_GIVEN REQUEST_
Check each line for the string "index". Give only the count of lines that have it.

_MATERIAL_
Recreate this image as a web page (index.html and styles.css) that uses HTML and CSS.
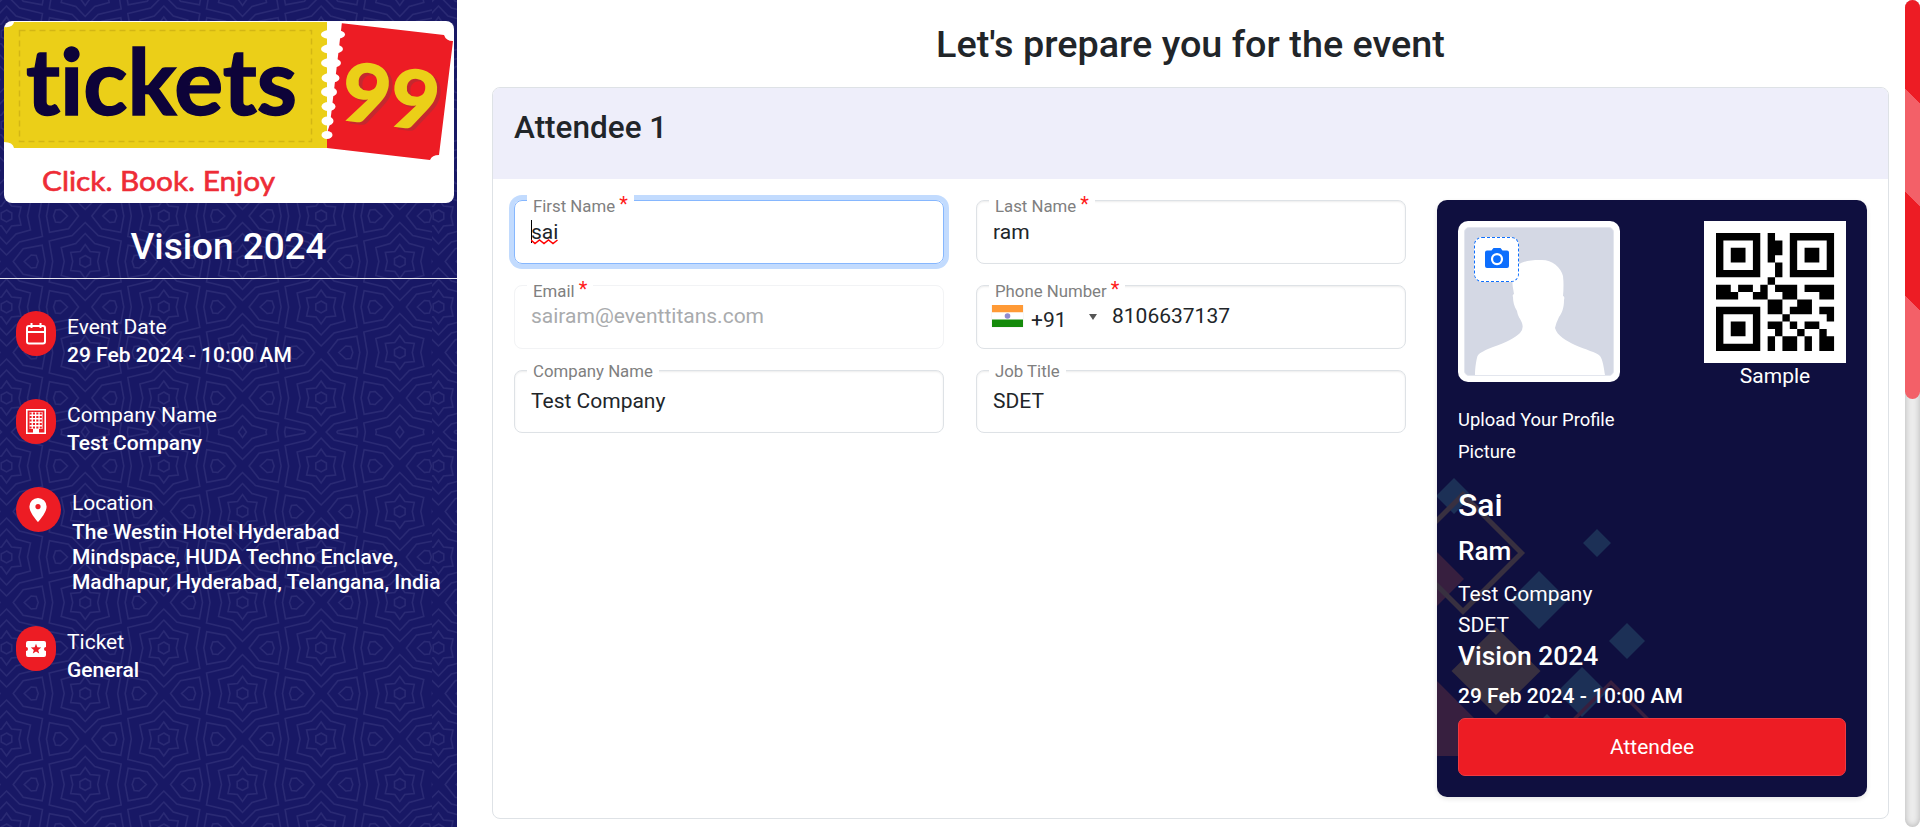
FILE: index.html
```html
<!DOCTYPE html>
<html lang="en">
<head>
<meta charset="utf-8">
<title>Vision 2024</title>
<link rel="stylesheet" href="styles.css">
</head>
<body>
<div class="page">
  <aside class="sidebar">
    <svg class="sidebar-pattern" width="457" height="827" aria-hidden="true">
      <defs>
        <g id="star" fill="none" stroke="#2a2a74" stroke-width="1.5">
          <path d="M0-6 5.3-3V3L0 6-5.3 3V-3Z"/>
          <path d="M0-17 5-10 14.5-9 12.5 0 14.5 9 5 10 0 17-5 10-14.5 9-12.5 0-14.5-9-5-10Z"/>
          <path d="M0-28 9.5-18 24-14 21 0 24 14 9.5 18 0 28-9.5 18-24 14-21 0-24-14-9.5-18Z"/>
          <path d="M0-39 13-26 36-20.5 32.5 0 36 20.5 13 26 0 39-13 26-36 20.5-32.5 0-36-20.5-13-26Z"/>
          <path d="M72 0 62-12.7 43-16.3 40 0 43 16.3 62 12.7ZM61 0 54-6.5 49-6 47 0 49 6 54 6.5Z"/>
          <path d="M-72 0-62-12.7-43-16.3-40 0-43 16.3-62 12.7ZM-61 0-54-6.5-49-6-47 0-49 6-54 6.5Z"/>
        </g>
        <g id="column">
          <use href="#star" y="-57"/><use href="#star" y="34"/><use href="#star" y="125"/><use href="#star" y="216"/><use href="#star" y="307"/><use href="#star" y="398"/><use href="#star" y="489"/>
        </g>
        <pattern id="tile" width="432" height="432" patternUnits="userSpaceOnUse">
          <use href="#column" x="6.5"/><use href="#column" x="163.8"/><use href="#column" x="321.1"/><use href="#column" x="478.4"/>
          <use href="#column" x="-72" y="45.5"/><use href="#column" x="85.2" y="45.5"/><use href="#column" x="242.5" y="45.5"/><use href="#column" x="399.8" y="45.5"/>
        </pattern>
      </defs>
      <rect width="457" height="827" fill="url(#tile)"/>
    </svg>
    <div class="sidebar-body">
      <svg class="logo" width="450" height="182" viewBox="0 0 450 182" role="img" aria-label="tickets 99">
        <path fill="#ebcf18" d="M10 1H323V127H10Q9 121 0 121V6Q9 7 10 1Z"/>
        <rect x="15.500" y="9.500" width="292" height="111" fill="none" stroke="#d3b615" stroke-width="1.500" stroke-dasharray="6 4"/>
        <path fill="#ed1c24" d="M336 2 440 14Q442 20 449 20L435 134Q428 134 426 139L323 127V112Z"/>
        <path fill="#fff" d="M323 1H338L326 103 323 112Z"/>
        <g fill="#fff"><ellipse cx="329" cy="13.500" rx="12" ry="5"/><ellipse cx="328" cy="28" rx="11" ry="5"/><ellipse cx="327" cy="42" rx="10" ry="5"/><ellipse cx="326.500" cy="57" rx="9" ry="5"/><ellipse cx="325" cy="71" rx="8" ry="5"/><ellipse cx="324.500" cy="85.500" rx="7" ry="4.500"/><ellipse cx="323.500" cy="100" rx="6" ry="4.500"/><ellipse cx="323" cy="114" rx="5.500" ry="4"/></g>
        <text class="logo-word" x="22" y="93.500" textLength="271" lengthAdjust="spacingAndGlyphs">tickets</text>
        <g transform="translate(335 98) rotate(7)">
          <text class="logo-num logo-num-shadow" x="4" y="2" textLength="97" lengthAdjust="spacingAndGlyphs">99</text>
          <text class="logo-num" x="0" y="0" textLength="97" lengthAdjust="spacingAndGlyphs">99</text>
        </g>
        <text class="logo-tag" x="38" y="169.500" textLength="233" lengthAdjust="spacingAndGlyphs">Click. Book. Enjoy</text>
      </svg>
      <h2 class="event-name">Vision 2024</h2>
      <div class="info-list">
        <div class="info">
          <span class="info-icon"><svg width="22" height="24" viewBox="0 0 22 24" fill="none" stroke="#fff" stroke-width="2"><rect x="2" y="4" width="18" height="17.500" rx="2"/><path d="M2 10H20M6.500 1V6M15.500 1V6"/></svg></span>
          <div><div class="info-label">Event Date</div><div class="info-value">29 Feb 2024 - 10:00 AM</div></div>
        </div>
        <div class="info">
          <span class="info-icon"><svg width="20" height="25" viewBox="0 0 20 25"><path fill="none" stroke="#fff" stroke-width="1.600" d="M.8.8H19.200V24.200H.8Z"/><path fill="#fff" d="M3.500 3H16.500V20H13V24H7V20H3.500Z"/><path stroke="#ed1c24" stroke-width="2" stroke-dasharray="2.100 1.300" d="M3.500 4.500H16.500M3.500 8H16.500M3.500 11.500H16.500M3.500 15H16.500M3.500 18.500H16.500"/></svg></span>
          <div><div class="info-label">Company Name</div><div class="info-value">Test Company</div></div>
        </div>
        <div class="info">
          <span class="info-icon info-icon-round"><svg width="18" height="24" viewBox="0 0 18 24"><path fill="#fff" fill-rule="evenodd" d="M9 0A8.600 8.600 0 0 0 .4 8.600C.4 15 9 24 9 24S17.600 15 17.600 8.600A8.600 8.600 0 0 0 9 0ZM9 6A2.600 2.600 0 1 1 9 11.200 2.600 2.600 0 0 1 9 6Z"/></svg></span>
          <div><div class="info-label">Location</div><div class="info-value info-address">The Westin Hotel Hyderabad Mindspace, HUDA Techno Enclave, Madhapur, Hyderabad, Telangana, India</div></div>
        </div>
        <div class="info info-last">
          <span class="info-icon"><svg width="20" height="16" viewBox="0 0 20 16"><path fill="#fff" d="M2 0H18A2 2 0 0 1 20 2V6A2 2 0 0 0 20 10V14A2 2 0 0 1 18 16H2A2 2 0 0 1 0 14V10A2 2 0 0 0 0 6V2A2 2 0 0 1 2 0Z"/><path fill="#ed1c24" d="M10 2.700 11.400 6.300 15.200 6.500 12.200 8.900 13.200 12.600 10 10.500 6.800 12.600 7.800 8.900 4.800 6.500 8.600 6.300Z"/></svg></span>
          <div><div class="info-label">Ticket</div><div class="info-value">General</div></div>
        </div>
      </div>
    </div>
  </aside>

  <main class="main">
    <h1 class="title">Let's prepare you for the event</h1>
    <section class="panel">
      <header class="panel-head">Attendee 1</header>
      <div class="panel-body">
        <div class="form">
          <div class="field field-focus"><label class="label">First Name <b>*</b></label><div class="value"><span class="misspelt">sai<svg class="squiggle" width="28" height="6" viewBox="0 0 28 6"><path d="M0 1 4 4.500 8.500 1 13 4.500 17.500 1 22 4.500 26.500 1" fill="none" stroke="#f00" stroke-width="1.500"/></svg></span></div></div>
          <div class="field"><label class="label">Last Name <b>*</b></label><div class="value">ram</div></div>
          <div class="field field-mid field-disabled"><label class="label">Email <b>*</b></label><div class="value">sairam@eventtitans.com</div></div>
          <div class="field field-mid"><label class="label">Phone Number <b>*</b></label>
            <div class="value phone">
              <svg class="flag" width="31" height="22" viewBox="0 0 31 22"><path fill="#ff9a36" d="M0 0H31V7.500H0Z"/><path fill="#fff" d="M0 7.500H31V14.500H0Z"/><path fill="#158a0b" d="M0 14.500H31V22H0Z"/><circle cx="15.500" cy="11" r="2.800" fill="#8f8bd0"/></svg>
              <span class="dial">+91</span><span class="caret"></span><span>8106637137</span>
            </div>
          </div>
          <div class="field field-low"><label class="label">Company Name</label><div class="value">Test Company</div></div>
          <div class="field field-low"><label class="label">Job Title</label><div class="value">SDET</div></div>
        </div>

        <aside class="badge">
          <svg class="badge-art" width="430" height="597" aria-hidden="true">
            <g fill="#1c3056"><path d="M17 278 35 296 17 314-1 296ZM160 329 174 343 160 357 146 343ZM102 371 131 400 102 429 73 400ZM190 423 208 441 190 459 172 441ZM145 467 170 492 145 517 120 492ZM110 514 120 524H100Z"/></g>
            <path fill="#371f3f" d="M0 352 27 379 0 406ZM0 481 75 556H0Z"/>
            <path fill="#383040" d="M59 427 103.500 471 59 515 14.500 471Z"/>
            <path fill="none" stroke="#383040" stroke-width="5" d="M26 294.500 84.500 353 26 411.500-32.500 353Z"/>
            <path fill="none" stroke="#371f3f" stroke-width="3.500" d="M134 522.500 174 482.500 214 522.500"/>
          </svg>
          <div class="badge-body">
            <div class="badge-top">
              <div class="photo">
                <svg width="162" height="161" viewBox="0 0 162 161" aria-hidden="true"><rect width="162" height="161" rx="10" fill="#fff"/><rect x="6.500" y="6.500" width="149" height="148" rx="4.500" fill="#d4d8e4" stroke="#e3e6ee"/><path fill="#fff" d="M17 154C17 148 18 140 19.500 135 22 131 28 129 35 126 49 121 57 117 62 112Q66 108 64 102C62 97 60 96 59 90 56 85 55 81 55 76Q54 74 56 73 53 58 55 50C59 42 67 39 82 39 93 38 103 46 105 55Q106 64 105 75 107 75 106 79C106 87 104 92 101 96Q98 102 97 107C99 115 109 120 117 124 128 129 138 131 142 135 145 139 146 148 147 154Z"/></svg>
                <span class="camera"><svg width="24" height="20" viewBox="0 0 24 20"><path fill="#0d6efd" fill-rule="evenodd" d="M8.500 0H15.500L17.500 2.400H22A2 2 0 0 1 24 4.400V18A2 2 0 0 1 22 20H2A2 2 0 0 1 0 18V4.400A2 2 0 0 1 2 2.400H6.500ZM12 5A6.100 6.100 0 1 0 12 17.200 6.100 6.100 0 0 0 12 5Z"/><circle cx="12" cy="11.100" r="3.900" fill="#0d6efd"/></svg></span>
              </div>
              <div class="qr">
                <svg width="142" height="142" viewBox="0 0 142 142" role="img" aria-label="QR code"><rect width="142" height="142" fill="#fff"/><path transform="translate(12 12) scale(7.380)" d="M0 0h6v6H0ZM1 1v4h4V1ZM2 2h2v2H2ZM10 0h6v6h-6ZM11 1v4h4V1ZM12 2h2v2h-2ZM0 10h6v6H0ZM1 11v4h4v-4ZM2 12h2v2H2ZM7 0h1v1h1v2H8v1H7ZM8 4h1v2H8ZM7 6h1v1H7ZM0 7h2v1h1v1H0ZM3 7h2v1H3ZM6 7h1v2H5V8h1ZM8 7h3v2H9V8H8ZM12 7h4v2h-2V8h-2ZM7 9h2v2H7ZM11 9h2v2h-3v-1h1ZM14 10h2v2h-1v-1h-1ZM9 11h1v1H9ZM7 12h2v2H8v-1H7ZM10 12h1v1h-1ZM12 12h2v1h-2ZM11 13h1v1h-1ZM14 13h1v1h1v2h-2ZM7 14h1v2H7ZM9 14h2v2H9ZM12 14h1v2h-1Z" fill-rule="evenodd"/></svg>
                <span>Sample</span>
              </div>
            </div>
            <p class="upload">Upload Your Profile Picture</p>
            <div class="first">Sai</div>
            <div class="last">Ram</div>
            <div class="org">Test Company</div>
            <div class="role">SDET</div>
            <div class="badge-event">Vision 2024</div>
            <div class="badge-date">29 Feb 2024 - 10:00 AM</div>
            <div class="badge-type">Attendee</div>
          </div>
        </aside>
      </div>
    </section>
  </main>
  <div class="scroll"><div class="thumb"></div></div>
</div>
</body>
</html>
```
FILE: styles.css
```css
* { box-sizing: border-box; }
body {
  margin: 0;
  font: 400 21px/30px Roboto, "Liberation Sans", sans-serif;
  color: #212529;
  background: #fff;
  overflow: hidden;
}
.page { display: flex; height: 827px; }

.sidebar { position: relative; width: 457px; background: #181865; color: #fff; flex: none; }
.sidebar-pattern { position: absolute; inset: 0; }
.sidebar-body { position: relative; padding-top: 21px; }
.logo { display: block; margin-left: 4px; background: #fff; border-radius: 8px; }
.logo-word {
  font: 700 92px Lato, sans-serif; font-variant-ligatures: none;
  fill: #0d0339; stroke: #0d0339; stroke-width: 1.500px;
}
.logo-num { font: 700 80px Lato, sans-serif; fill: #ebcf18; stroke: #ebcf18; stroke-width: 2px; }
.logo-num-shadow { fill: #c5282f; stroke: #c5282f; }
.logo-tag { font: 400 27px Lato, sans-serif; fill: #ee2c36; stroke: #ee2c36; stroke-width: .6px; }
.event-name {
  margin: 0; height: 76px; padding-top: 21px;
  font-size: 36.900px; font-weight: 500; line-height: 45px; text-align: center;
  border-bottom: 1px solid #e8e8f0;
}
.info-list { display: flex; flex-direction: column; gap: 30px; padding: 32px 0 0 16px; }
.info { display: flex; gap: 11px; min-height: 58px; }
.info-icon {
  width: 40px; height: 45px; border-radius: 20px; background: #ed1c24; flex: none;
  display: flex; align-items: center; justify-content: center;
}
.info-icon-round { width: 45px; border-radius: 50%; }
.info-icon-round svg { margin-right: 1px; }
.info-label { line-height: 32px; }
.info-value { font-weight: 500; line-height: 24px; }
.info-address { line-height: 25px; width: 376px; padding-top: 1px; }
.info-last { margin-top: 1px; }

.main { flex: 1; padding: 0 16px 0 35px; }
.title {
  margin: 0; height: 87px; padding-top: 22px;
  font-size: 37.800px; font-weight: 500; line-height: 45px; text-align: center;
}
.panel { border: 1px solid #dee2e6; border-radius: 8px; height: 732px; }
.panel-head {
  height: 91px; padding: 20px 21px; background: #eeeefa; border-radius: 7px 7px 0 0;
  font-size: 31.500px; font-weight: 500; line-height: 40px;
}
.panel-body { display: flex; gap: 31px; padding: 21px; align-items: flex-start; }
.form { display: grid; grid-template-columns: 430px 430px; column-gap: 32px; row-gap: 21px; }
.field {
  position: relative; height: 64px; border: 1px solid #dee2e6; border-radius: 8px;
  padding: 16px 16px 0; box-shadow: inset 0 1px 2px rgba(0, 0, 0, .075);
}
.field-mid { padding-top: 15px; }
.field-low { height: 63px; padding-top: 15px; }
.field-focus { border-color: #86b7fe; box-shadow: 0 0 0 5px #c2dbfe; }
.field-disabled { border-color: #f2f3f5; box-shadow: none; }
.field-disabled .value { color: #a9abad; }
.label {
  position: absolute; left: 12px; top: -9px; padding: 0 6px; background: #fff;
  font-size: 16.800px; line-height: 28px; color: #808080;
}
.field-low .label { top: -14px; }
.label b { font-size: 20px; font-weight: 400; color: #ff1a1a; line-height: 20px; vertical-align: 1px; }
.value { line-height: 30px; white-space: nowrap; }
.misspelt { position: relative; }
.misspelt::before { content: ""; position: absolute; left: 0; top: 0; width: 1px; height: 23px; background: #000; }
.squiggle { position: absolute; left: 0; top: 19px; }
.phone { display: flex; }
.flag { margin: 4px 8px 0 -1px; flex: none; box-shadow: 0 0 1px #ccc; }
.dial { width: 58px; padding-top: 4px; }
.caret {
  width: 8px; height: 6px; margin: 13px 15px 0 0; background: #555;
  clip-path: polygon(0 0, 100% 0, 50% 100%);
}

.badge {
  position: relative; width: 430px; height: 597px; border-radius: 10px; overflow: hidden;
  background: #0f0f3f; color: #fff; box-shadow: 0 2px 5px rgba(0, 0, 0, .1); flex: none;
}
.badge-art { position: absolute; inset: 0; }
.badge-body { position: relative; padding: 21px; }
.badge-top { display: flex; justify-content: space-between; height: 183px; }
.photo { position: relative; }
.camera {
  position: absolute; left: 16px; top: 16px; width: 45px; height: 45px; border-radius: 8px;
  border: 1px dashed #0d6efd; background: #fff; padding-bottom: 3px;
  display: flex; align-items: center; justify-content: center;
}
.qr { display: flex; flex-direction: column; align-items: center; line-height: 27px; }
.upload { margin: 0; width: 170px; font-size: 18.400px; line-height: 32px; }
.first { margin-top: 17px; font-size: 31.800px; font-weight: 500; line-height: 40px; }
.last { margin-top: 9px; font-size: 26.200px; font-weight: 500; line-height: 34px; }
.org { margin-top: 11px; line-height: 31px; }
.role { line-height: 31px; }
.badge-event { margin-top: -1px; font-size: 26.400px; font-weight: 500; line-height: 32px; }
.badge-date { margin-top: 9px; font-weight: 500; line-height: 30px; }
.badge-type {
  margin-top: 7px; height: 58px; border-radius: 7px; background: #ed1c24; border: 1px solid #ef3a41;
  line-height: 56px; text-align: center;
}

.scroll {
  width: 15px; border-radius: 8px; flex: none;
  background: #ececec; box-shadow: inset 0 0 6px rgba(0, 0, 0, .25);
}
.thumb {
  height: 399px; border-radius: 8px;
  background: repeating-linear-gradient(45deg, #f36068 0 73.250px, #ed1c24 73.250px 146.500px);
}
```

_SOLVED PROBLEM_
2